# WRITTEN INSTRUCTION
Lines that hold the string "React" are to be counted; give only their number.
***** GIVEN INFORMATION *****
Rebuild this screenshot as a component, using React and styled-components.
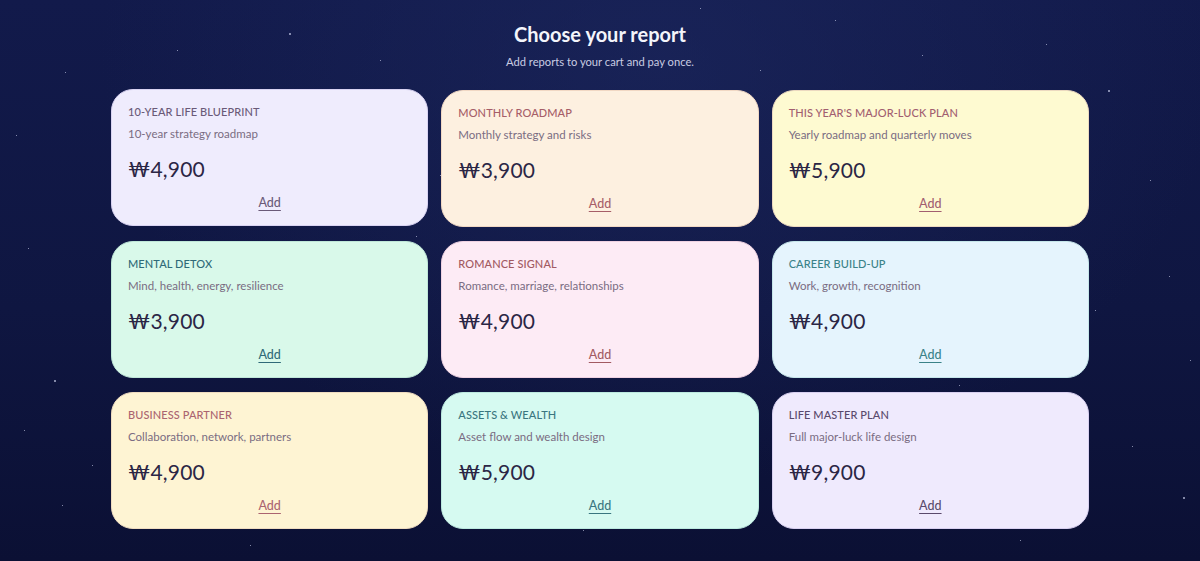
import React from 'react';
import styled, { createGlobalStyle } from 'styled-components';

const reports = [
  { title: '10-Year Life Blueprint', sub: '10-year strategy roadmap', price: '₩4,900', bg: '#efecfd', line: '#d9d3f2', ink: '#6a5a78' },
  { title: 'Monthly Roadmap', sub: 'Monthly strategy and risks', price: '₩3,900', bg: '#fdf0e0', line: '#f1d8c4', ink: '#a65e68' },
  { title: "This Year's Major-Luck Plan", sub: 'Yearly roadmap and quarterly moves', price: '₩5,900', bg: '#fefad1', line: '#ecd9c0', ink: '#a25e70' },
  { title: 'Mental Detox', sub: 'Mind, health, energy, resilience', price: '₩3,900', bg: '#d9f9ea', line: '#bfe7d8', ink: '#2f6a78' },
  { title: 'Romance Signal', sub: 'Romance, marriage, relationships', price: '₩4,900', bg: '#fdebf5', line: '#efd2e2', ink: '#a25a62' },
  { title: 'Career Build-Up', sub: 'Work, growth, recognition', price: '₩4,900', bg: '#e5f4fd', line: '#c6e6ea', ink: '#3a8288' },
  { title: 'Business Partner', sub: 'Collaboration, network, partners', price: '₩4,900', bg: '#fef4d3', line: '#efdcc0', ink: '#ab6470' },
  { title: 'Assets & Wealth', sub: 'Asset flow and wealth design', price: '₩5,900', bg: '#d6faf1', line: '#bce9df', ink: '#3a7680' },
  { title: 'Life Master Plan', sub: 'Full major-luck life design', price: '₩9,900', bg: '#efeafd', line: '#d8d0f0', ink: '#5a4a6c' },
];

const stars = [
  [289, 33, 2], [177, 50, 1], [65, 72, 1], [16, 135, 1], [28, 248, 1],
  [1108, 90, 2], [1046, 44, 1], [922, 55, 1], [1169, 276, 1], [1095, 310, 1],
  [959, 385, 1], [1132, 446, 1], [1183, 497, 2], [440, 175, 1], [416, 236, 1],
  [583, 530, 1], [54, 380, 2], [24, 430, 1], [92, 465, 1], [62, 505, 1],
  [700, 8, 1], [835, 20, 1], [380, 60, 1], [1150, 180, 1], [1020, 540, 1],
  [250, 545, 1], [1190, 360, 1], [760, 70, 1],
];

const GlobalStyle = createGlobalStyle`
  html, body {
    margin: 0;
    padding: 0;
    background: #0d1438;
  }
  body {
    font-family: Lato, "Noto Sans", sans-serif;
    -webkit-font-smoothing: antialiased;
  }
`;

const Page = styled.main`
  position: relative;
  min-height: 561px;
  box-sizing: border-box;
  padding: 20px 0 32px;
  overflow: hidden;
  background:
    radial-gradient(ellipse at 55% 10%, rgba(30, 42, 98, 0.55), transparent 60%),
    linear-gradient(180deg, #121a4b 0%, #0f1641 55%, #0b1034 100%);
`;

const Star = styled.span`
  position: absolute;
  border-radius: 50%;
  background: rgba(225, 230, 255, 0.75);
`;

const Header = styled.header`
  position: relative;
  text-align: center;
`;

const Title = styled.h1`
  margin: 0;
  font-size: 20px;
  line-height: 28px;
  font-weight: 700;
  color: #f4f5fb;
`;

const Lead = styled.p`
  margin: 6px 0 0;
  font-size: 11.2px;
  line-height: 16px;
  color: #c9cce2;
`;

const Grid = styled.section`
  position: relative;
  width: 978px;
  margin: 20px auto 0;
  display: grid;
  grid-template-columns: repeat(3, 1fr);
  column-gap: 13px;
  row-gap: 14px;
`;

const Card = styled.article`
  height: 137px;
  box-sizing: border-box;
  padding: 15px 16px 0;
  display: flex;
  flex-direction: column;
  border-radius: 22px;
  background: ${p => p.$bg};
  border: 1px solid ${p => p.$line};
  transform: ${p => (p.$raised ? 'translateY(-1px)' : 'none')};
`;

const Name = styled.h2`
  margin: 0;
  font-size: 11px;
  line-height: 14px;
  font-weight: 500;
  letter-spacing: 0.1px;
  text-transform: uppercase;
  color: ${p => p.$ink};
`;

const Sub = styled.p`
  margin: 7px 0 0;
  font-size: 11.5px;
  line-height: 16px;
  color: #7a6c82;
`;

const Price = styled.div`
  margin-top: 13px;
  font-size: 21px;
  line-height: 28px;
  font-weight: 400;
  color: #2b2645;
  letter-spacing: 0.2px;
`;

const Add = styled.button`
  align-self: center;
  margin-top: 12px;
  padding: 0;
  border: none;
  background: none;
  font-family: inherit;
  font-size: 12.5px;
  line-height: 16px;
  font-weight: 500;
  color: ${p => p.$ink};
  text-decoration: underline;
  text-underline-offset: 3px;
  text-decoration-thickness: 1px;
  cursor: pointer;
`;

export default function App() {
  return (
    <>
      <GlobalStyle />
      <Page>
        {stars.map(([x, y, s], i) => (
          <Star key={i} style={{ left: x, top: y, width: s, height: s }} />
        ))}
        <Header>
          <Title>Choose your report</Title>
          <Lead>Add reports to your cart and pay once.</Lead>
        </Header>
        <Grid>
          {reports.map((r, i) => (
            <Card key={r.title} $bg={r.bg} $line={r.line} $raised={i === 0}>
              <Name $ink={r.ink}>{r.title}</Name>
              <Sub>{r.sub}</Sub>
              <Price>{r.price}</Price>
              <Add $ink={r.ink}>Add</Add>
            </Card>
          ))}
        </Grid>
      </Page>
    </>
  );
}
*****
# OUTPUT
2